Provided data.
....

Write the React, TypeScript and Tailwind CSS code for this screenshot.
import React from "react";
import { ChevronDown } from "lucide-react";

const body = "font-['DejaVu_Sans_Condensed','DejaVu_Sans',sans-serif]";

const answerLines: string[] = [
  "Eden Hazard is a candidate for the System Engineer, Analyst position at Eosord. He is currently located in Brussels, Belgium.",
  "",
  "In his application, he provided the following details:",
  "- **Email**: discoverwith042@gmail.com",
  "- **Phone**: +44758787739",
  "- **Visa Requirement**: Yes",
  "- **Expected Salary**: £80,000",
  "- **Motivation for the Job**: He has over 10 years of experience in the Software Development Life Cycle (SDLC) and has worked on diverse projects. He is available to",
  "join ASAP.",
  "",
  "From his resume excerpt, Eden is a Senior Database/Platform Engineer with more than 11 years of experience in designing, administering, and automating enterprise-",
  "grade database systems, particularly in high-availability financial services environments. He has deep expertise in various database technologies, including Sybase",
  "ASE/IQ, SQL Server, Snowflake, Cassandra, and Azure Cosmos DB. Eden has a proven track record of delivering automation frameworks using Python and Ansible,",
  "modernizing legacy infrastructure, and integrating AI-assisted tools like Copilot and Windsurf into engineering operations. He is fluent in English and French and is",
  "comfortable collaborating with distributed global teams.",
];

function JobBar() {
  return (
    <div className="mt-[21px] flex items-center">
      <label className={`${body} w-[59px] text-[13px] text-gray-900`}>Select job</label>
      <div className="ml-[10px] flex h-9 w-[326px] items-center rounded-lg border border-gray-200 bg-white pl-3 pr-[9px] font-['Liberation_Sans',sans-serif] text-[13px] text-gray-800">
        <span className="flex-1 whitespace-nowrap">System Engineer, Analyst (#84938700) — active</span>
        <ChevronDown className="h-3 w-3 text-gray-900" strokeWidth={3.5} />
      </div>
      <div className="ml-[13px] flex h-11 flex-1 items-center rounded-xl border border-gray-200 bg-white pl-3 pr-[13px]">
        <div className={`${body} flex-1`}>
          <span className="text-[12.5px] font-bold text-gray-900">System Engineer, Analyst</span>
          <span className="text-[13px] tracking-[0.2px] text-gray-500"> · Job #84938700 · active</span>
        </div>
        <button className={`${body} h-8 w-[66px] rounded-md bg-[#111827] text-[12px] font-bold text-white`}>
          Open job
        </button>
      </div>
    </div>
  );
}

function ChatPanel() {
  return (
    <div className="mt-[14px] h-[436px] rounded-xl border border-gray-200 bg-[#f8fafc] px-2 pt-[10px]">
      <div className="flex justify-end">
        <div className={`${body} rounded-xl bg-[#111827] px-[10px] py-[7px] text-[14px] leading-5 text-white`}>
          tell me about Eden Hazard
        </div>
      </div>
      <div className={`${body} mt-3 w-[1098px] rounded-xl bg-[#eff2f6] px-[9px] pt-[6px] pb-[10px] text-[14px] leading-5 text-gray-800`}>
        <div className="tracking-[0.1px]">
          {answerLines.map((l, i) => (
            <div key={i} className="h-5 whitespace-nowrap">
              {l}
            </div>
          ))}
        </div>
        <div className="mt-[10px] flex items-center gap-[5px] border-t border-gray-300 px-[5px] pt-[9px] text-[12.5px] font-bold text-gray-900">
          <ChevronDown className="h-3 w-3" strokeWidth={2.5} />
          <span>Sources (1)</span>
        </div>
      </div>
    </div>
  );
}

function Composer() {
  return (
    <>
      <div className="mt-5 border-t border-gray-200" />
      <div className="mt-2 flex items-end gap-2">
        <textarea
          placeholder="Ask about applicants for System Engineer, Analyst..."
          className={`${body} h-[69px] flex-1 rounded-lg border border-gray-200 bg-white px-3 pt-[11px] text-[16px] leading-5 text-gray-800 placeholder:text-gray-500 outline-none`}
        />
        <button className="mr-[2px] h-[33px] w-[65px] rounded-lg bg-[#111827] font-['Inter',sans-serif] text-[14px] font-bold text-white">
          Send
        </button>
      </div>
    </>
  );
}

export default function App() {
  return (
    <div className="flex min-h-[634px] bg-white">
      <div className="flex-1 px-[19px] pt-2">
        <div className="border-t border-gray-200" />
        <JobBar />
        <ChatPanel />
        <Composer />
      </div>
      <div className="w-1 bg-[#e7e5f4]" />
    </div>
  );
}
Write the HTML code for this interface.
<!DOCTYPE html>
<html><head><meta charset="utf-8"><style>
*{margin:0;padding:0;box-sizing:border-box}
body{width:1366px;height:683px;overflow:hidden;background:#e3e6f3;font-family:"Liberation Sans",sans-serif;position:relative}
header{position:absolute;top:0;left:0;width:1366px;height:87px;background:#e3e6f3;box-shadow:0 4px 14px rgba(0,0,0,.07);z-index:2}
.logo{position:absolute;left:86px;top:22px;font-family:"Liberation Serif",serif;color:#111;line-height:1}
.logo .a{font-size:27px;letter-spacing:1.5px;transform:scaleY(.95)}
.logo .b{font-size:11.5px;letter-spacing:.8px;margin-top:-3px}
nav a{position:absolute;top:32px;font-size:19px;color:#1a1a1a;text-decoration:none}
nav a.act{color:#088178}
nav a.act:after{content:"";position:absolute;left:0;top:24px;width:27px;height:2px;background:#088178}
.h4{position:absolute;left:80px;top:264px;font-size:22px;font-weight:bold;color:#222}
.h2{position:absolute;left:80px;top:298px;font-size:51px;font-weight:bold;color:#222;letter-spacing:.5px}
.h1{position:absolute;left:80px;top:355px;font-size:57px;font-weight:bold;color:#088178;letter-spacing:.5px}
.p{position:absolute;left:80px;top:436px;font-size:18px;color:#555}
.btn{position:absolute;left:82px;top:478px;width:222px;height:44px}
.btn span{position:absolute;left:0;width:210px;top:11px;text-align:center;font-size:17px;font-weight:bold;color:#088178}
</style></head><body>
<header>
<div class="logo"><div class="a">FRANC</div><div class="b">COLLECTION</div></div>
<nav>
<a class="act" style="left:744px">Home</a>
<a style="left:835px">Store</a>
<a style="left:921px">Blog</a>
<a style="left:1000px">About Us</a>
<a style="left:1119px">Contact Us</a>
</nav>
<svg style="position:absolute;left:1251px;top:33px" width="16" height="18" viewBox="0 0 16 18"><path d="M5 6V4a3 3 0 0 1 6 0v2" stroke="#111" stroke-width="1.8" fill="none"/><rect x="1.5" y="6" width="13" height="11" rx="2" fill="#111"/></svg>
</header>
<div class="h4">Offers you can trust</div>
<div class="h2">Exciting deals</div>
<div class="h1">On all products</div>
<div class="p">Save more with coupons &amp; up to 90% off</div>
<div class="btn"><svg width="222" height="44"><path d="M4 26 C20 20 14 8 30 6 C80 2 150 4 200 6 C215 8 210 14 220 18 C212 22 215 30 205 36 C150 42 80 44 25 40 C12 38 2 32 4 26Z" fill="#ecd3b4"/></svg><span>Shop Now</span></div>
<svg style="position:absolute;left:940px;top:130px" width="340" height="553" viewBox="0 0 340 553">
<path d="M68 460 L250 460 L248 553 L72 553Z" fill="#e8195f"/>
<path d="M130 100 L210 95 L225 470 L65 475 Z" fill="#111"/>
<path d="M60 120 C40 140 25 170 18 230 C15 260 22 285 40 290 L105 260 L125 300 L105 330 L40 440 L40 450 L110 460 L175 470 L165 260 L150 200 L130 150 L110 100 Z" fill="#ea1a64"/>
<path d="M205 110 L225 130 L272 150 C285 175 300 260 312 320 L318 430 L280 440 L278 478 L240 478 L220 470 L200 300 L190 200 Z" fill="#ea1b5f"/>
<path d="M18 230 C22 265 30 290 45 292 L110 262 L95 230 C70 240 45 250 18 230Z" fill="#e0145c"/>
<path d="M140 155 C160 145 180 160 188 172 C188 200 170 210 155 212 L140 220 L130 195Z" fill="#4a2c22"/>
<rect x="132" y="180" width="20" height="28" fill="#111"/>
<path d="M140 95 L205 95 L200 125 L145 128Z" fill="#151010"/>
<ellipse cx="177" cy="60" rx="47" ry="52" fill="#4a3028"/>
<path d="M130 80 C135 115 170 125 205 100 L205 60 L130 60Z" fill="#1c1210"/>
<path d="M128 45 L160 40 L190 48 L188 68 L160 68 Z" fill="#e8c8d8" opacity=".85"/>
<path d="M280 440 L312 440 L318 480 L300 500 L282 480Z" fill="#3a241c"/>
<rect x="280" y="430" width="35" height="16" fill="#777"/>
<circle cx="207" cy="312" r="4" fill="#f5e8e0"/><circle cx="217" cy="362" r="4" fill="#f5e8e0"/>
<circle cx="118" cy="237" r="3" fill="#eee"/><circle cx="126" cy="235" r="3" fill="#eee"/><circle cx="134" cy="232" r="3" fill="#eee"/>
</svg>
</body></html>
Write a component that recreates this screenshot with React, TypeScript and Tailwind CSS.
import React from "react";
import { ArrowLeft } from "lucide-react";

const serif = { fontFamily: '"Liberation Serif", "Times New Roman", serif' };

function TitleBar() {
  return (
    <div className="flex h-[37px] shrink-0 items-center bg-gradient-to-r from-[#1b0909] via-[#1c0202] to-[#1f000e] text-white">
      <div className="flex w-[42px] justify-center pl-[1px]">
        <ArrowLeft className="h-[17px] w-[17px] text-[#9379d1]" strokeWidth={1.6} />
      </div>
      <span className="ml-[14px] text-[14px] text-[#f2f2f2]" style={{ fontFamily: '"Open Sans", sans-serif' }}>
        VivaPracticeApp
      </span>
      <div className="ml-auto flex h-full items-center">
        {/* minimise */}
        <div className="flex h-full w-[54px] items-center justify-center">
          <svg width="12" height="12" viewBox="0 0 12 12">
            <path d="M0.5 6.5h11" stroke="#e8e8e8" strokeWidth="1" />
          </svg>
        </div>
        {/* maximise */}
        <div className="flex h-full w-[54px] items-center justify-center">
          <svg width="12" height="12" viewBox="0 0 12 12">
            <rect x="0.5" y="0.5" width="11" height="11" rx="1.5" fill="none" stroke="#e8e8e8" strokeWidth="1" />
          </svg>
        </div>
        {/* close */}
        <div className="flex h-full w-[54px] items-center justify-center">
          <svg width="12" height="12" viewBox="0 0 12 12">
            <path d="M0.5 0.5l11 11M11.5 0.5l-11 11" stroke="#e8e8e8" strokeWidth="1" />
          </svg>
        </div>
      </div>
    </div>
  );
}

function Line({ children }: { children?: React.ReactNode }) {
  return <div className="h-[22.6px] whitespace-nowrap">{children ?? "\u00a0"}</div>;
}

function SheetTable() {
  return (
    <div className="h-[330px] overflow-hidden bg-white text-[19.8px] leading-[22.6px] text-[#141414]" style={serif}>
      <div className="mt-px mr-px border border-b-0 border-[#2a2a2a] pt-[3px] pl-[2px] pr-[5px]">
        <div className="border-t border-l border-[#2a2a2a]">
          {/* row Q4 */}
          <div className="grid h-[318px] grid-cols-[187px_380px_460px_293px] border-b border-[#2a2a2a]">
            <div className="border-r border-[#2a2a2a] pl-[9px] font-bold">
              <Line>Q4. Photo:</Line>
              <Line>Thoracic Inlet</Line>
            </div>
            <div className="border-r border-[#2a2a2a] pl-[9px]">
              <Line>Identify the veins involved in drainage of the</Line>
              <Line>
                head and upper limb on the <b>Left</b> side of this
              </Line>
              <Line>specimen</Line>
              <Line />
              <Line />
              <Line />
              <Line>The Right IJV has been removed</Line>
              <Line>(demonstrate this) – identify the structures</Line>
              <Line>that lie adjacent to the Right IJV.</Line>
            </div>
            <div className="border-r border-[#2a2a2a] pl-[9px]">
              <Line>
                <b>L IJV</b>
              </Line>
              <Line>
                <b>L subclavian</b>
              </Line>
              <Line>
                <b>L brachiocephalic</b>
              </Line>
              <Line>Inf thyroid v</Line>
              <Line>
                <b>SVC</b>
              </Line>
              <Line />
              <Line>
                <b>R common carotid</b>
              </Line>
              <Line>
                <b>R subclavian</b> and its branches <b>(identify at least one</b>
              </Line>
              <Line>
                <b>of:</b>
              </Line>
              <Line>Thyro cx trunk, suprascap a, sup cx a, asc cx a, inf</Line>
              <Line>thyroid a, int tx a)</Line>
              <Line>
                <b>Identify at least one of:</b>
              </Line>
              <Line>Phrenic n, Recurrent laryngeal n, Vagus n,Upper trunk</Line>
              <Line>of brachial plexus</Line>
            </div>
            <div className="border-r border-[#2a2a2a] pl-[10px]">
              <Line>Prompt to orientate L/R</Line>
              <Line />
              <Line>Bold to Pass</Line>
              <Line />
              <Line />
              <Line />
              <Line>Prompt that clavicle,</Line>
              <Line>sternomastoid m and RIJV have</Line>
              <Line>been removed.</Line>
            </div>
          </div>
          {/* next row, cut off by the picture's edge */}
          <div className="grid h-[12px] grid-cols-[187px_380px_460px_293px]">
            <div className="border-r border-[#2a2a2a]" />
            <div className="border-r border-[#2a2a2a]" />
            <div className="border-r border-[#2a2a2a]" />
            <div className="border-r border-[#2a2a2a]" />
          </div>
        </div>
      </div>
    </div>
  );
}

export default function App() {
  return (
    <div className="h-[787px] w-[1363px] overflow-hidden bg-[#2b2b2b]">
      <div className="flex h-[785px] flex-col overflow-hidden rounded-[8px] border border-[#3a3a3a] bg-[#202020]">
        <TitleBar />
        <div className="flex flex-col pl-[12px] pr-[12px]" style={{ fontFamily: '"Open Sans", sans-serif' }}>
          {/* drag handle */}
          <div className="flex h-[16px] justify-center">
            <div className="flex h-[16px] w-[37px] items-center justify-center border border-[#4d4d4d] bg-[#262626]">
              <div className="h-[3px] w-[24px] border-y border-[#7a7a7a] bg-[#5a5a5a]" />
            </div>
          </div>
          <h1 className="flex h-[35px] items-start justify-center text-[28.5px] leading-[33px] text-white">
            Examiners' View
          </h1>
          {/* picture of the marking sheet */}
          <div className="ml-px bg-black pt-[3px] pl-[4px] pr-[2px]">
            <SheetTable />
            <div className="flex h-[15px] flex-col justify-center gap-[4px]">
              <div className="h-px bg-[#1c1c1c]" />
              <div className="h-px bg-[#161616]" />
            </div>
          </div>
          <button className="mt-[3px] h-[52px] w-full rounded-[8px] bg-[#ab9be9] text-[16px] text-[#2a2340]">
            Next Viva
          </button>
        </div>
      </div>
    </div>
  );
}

....

Problem statement. Looking at the entries above, how many lines contain the word "that"? Answer with the number alone.

Response. 3